“Good old times” is a refrain that all of us use quite commonly, especially as we grow in age. It’s said that after certain age, nostalgia is the most prominent feeling that far outweighs the dreams for future! You would have noticed certain posts doing rounds on social media that perfectly fuel this nostalgic feeling – signature opening tunes of All India Radio and Doordarshan, theme songs and music of the first of the popular Hindi serials on Doordarshan Hum Log, print and TV ads of brands like Erasmic ( remember the popular shaving blade and cream brand), Afghan Snow, Signal etc.
However, while seeing a stand up comedy show by an American performer, I got an entirely new perspective of this feeling.
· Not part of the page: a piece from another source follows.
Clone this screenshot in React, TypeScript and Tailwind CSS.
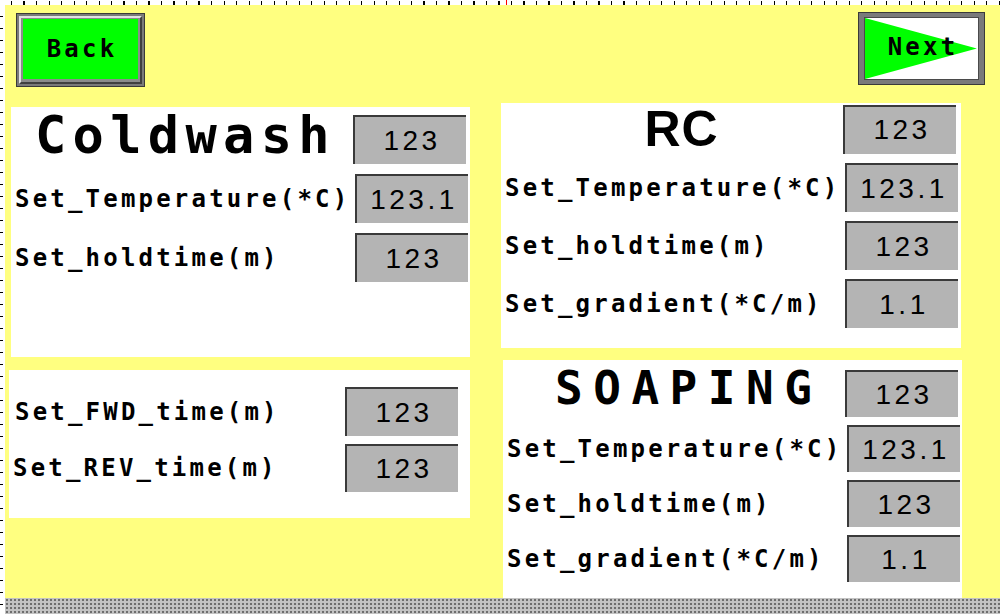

The performer, a black migrant to US from Malawi, doesn’t want the old times to come or remember about them. As he jokingly mentions, “there was no Wi fi in olden days and what’s life without Wi fi” but on a more serious note, in wry humour, he mentions about old days when he’d have been standing in auction to be bid by a rich white man for slavery! We lament about disintegration of joint families, loss of values, our preoccupation with gadgets instead of relationships, cut throat competition, inflation, pollution as some of the banes of the modern times that make us indulge in nostalgia about yore. But do we remember tradition of sati ( widow being burnt along side husband), child marriage, dowry, caste system, extreme poverty, no food security, no medical facilities, lack of communication, woes of partitions ( our elders who went through the trauma and travail of partition would never like to go back to the past) that are all only news for us!
Our scriptures also tell us that we should live in present. While the past is gone forever and never comes back, future remains a mystery and neither any one knows about it or can control it. We should live in present, now, living the moment! We can control our actions as also feelings and decide how we live our present rather than regretting ( not in the sense of having sinned but good times generating nostalgia ) the past or worrying about the future.
An occasional indulgence into nostalgia is alright, but not everything of the past was good and not everything going to happen in future will be bad! Instead of yearning for “good old days” or craving for “great bright future”, let’s enjoy the “best blessed present”.